Indeed, Steinitz himself led a disinformation campaign against the interim nuke deal with Iran, and others have been worse. In April, Steinitz’s cabinet colleague Naftali Bennett implicitly made a Neville Chamberlain comparison himself. Right-wing pro-Israel politicians have gone even farther: “It’s unfair to Neville Chamberlain to compare him to Barack Obama,” Bill Kristol protégé Sen. Tom Cotton told The Atlantic. Sen. Mark Kirk has repeatedly compared nuclear diplomacy to appeasing the Nazis. And elite right-wing commentary has been even more off the rails: Bret Stephens, a sometime Jerusalem Post editor, took to The Wall Street Journal to say that Iran diplomacy was “worse than Munich.”

If the pro-Israel right is constantly predicting a genocide against Jewish people as a result of Iran diplomacy, should we then be shocked that the Israeli right’s devoted grassroots following in America would extend the Chamberlain treatment to Lew?

Why Curry Favor with Ideologues?

But if the Jerusalem Post crowd’s vocal hostility wasn’t a surprise, there was still something novel about Lew’s appearance: that he appeared at all. Israel’s “special relationship” with the U.S. is indeed unique in some ways. Even Democrats feel the need to pander to just about any pro-Israel audience, including irrevocably right-wing ones. This effect can be seen in the fight over Jerusalem’s place in the Democratic platform during the 2012 party convention, among other instances.

This is not, of course, to say that government officials shouldn’t appear before audiences with whom they disagree; they should and do. But they shouldn’t waste their breath on hopeless ideologues—and the Jerusalem Post has long been a bastion of hopeless right-wing ideologues, with the audience to match.

Any audience, of course, is liable to have its extremists. Obama was received at an AIPAC conference in 2011 with a smattering of boos amid the raucous applause, despite a warning from the group to act respectfully. Every crowd might have its extremists, but a Jerusalem Post crowd might have its moderates. The Obama administration ought to know how to navigate this distinction. But when it comes to Israel, the administration seems to think no audience is too far to the right.
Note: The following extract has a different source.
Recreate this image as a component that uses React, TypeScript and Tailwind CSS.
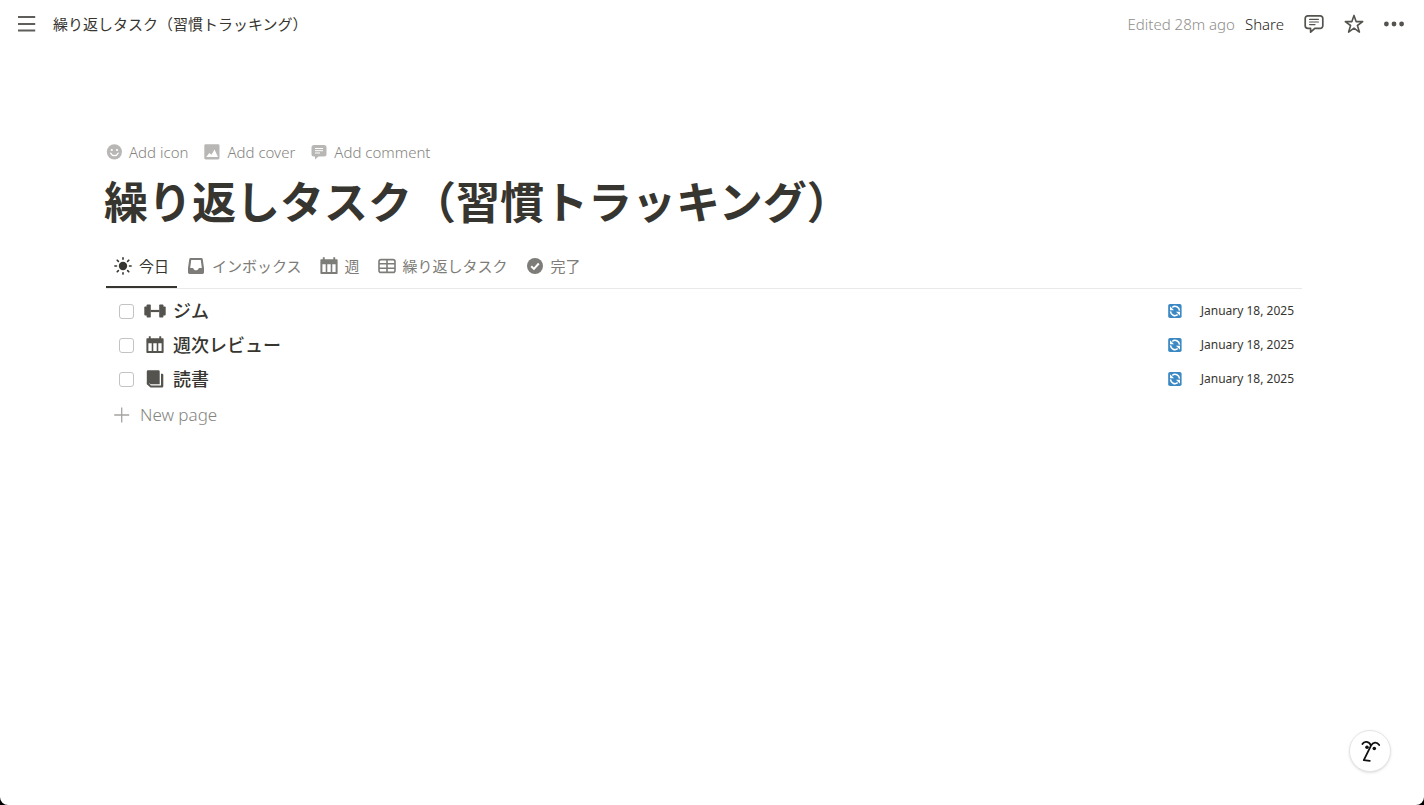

To see the absurdity of trying to pander to the far-right pro-Israel crowd, think for a moment how likely it would be that Obama dispatches a cabinet-level official to a religious right confab like the Values Voter Summit. The chances are nil. The administration should realize that the Jerusalem Post has cultivated an audience no less to the right.

This realization, in an ideal world, would extend to calling out far-right pro-Israel activism when it arises. To be fair, we saw flashes of this from the administration in its reaction to Netanyahu’s bigoted election tactics. But it has not been nearly enough. Obama should stand up and say that Israeli officials like Naftali Bennett’s proposals for annexing most of the West Bank amount to calling for apartheid. Next, the Obama administration should take up the idea of liberal pro-Israel academics to instill “personal sanctions” against officials like Bennett. Given that the administration thought it could reason with Jerusalem Post readers, however, I’m not holding my breath. At the very least, though, Democrats should stop trying to appease or cajole the extreme pro-Israel right into coming around. If not going on the offensive, the administration in particular should defend itself against vicious charges like those hurled at Lew.

Ali Gharib

Ali Gharib is a New York-based journalist on U.S. foreign policy with a focus on the Middle East and Central Asia. His work has appeared at Inter Press Service, where he was the Deputy Washington Bureau Chief; the Buffalo Beast; Huffington Post; Mondoweiss; Right Web; and Alternet. He holds a Master's degree in Philosophy and Public Policy from the London School of Economics and Political Science. A proud Iranian-American and fluent Farsi speaker, Ali was born in California and raised in D.C.

SHOW 9 COMMENTS

9 Comments

  1. They’re throwing the word Chamberlain around like it was a bad thing like they were mentioning the name Hitler or Hydrich (the real architect of the holacaust).

    ruven golan -I hear there was an Iranian jew who was elected to the Iranian parliament a few years ago

  2. Appeasement is just one tool of statecraft. Sometimes it works, sometimes it doesn’t. But all these wags that are incessantly invoking Munich? What exactly do they imagine they would have done in Chamberlain’s place?

    As for Israel and its problems with Iran? Israel has the most powerful military in the region, and a formidable strike capability — within 72 hours it can be flying 700 sorties/day. If Iran is truly an “existential” threat to Israel, then go for it. Or not. Whatever, but please, enough whining about what the US does.

    Iran, nuclear or otherwise, does not pose anywhere near that kind of threat to the US, so our choices are different. It’s important not to conflate US and Israel security imperatives. They are quite dissimilar.

  3. @Ruven Golan, “a few Jews live in Iran”, obviously you really haven’t researched your claim and really don’t know much about their living conditions in Iran! Please do your homework first!
    In fact, the greatest threat to the ME region as a whole has been coming from the migrated Zionists from EU and Euroasia for the last 70 years! The Zionists’ strategy of illegal land grabbing stems from the open invitation to the other Zionists living in EU! As the late Helen Thomas said ” the Zionists and NOT the Jews from the ME have no choice but to go back where they came from” then a real peace may return to the ME region as it was the case before the Brits discovered presence of the oil in the region and more so before WWII.

  4. @ ruven golan

    Please Google: Persian Jews Wikipedia.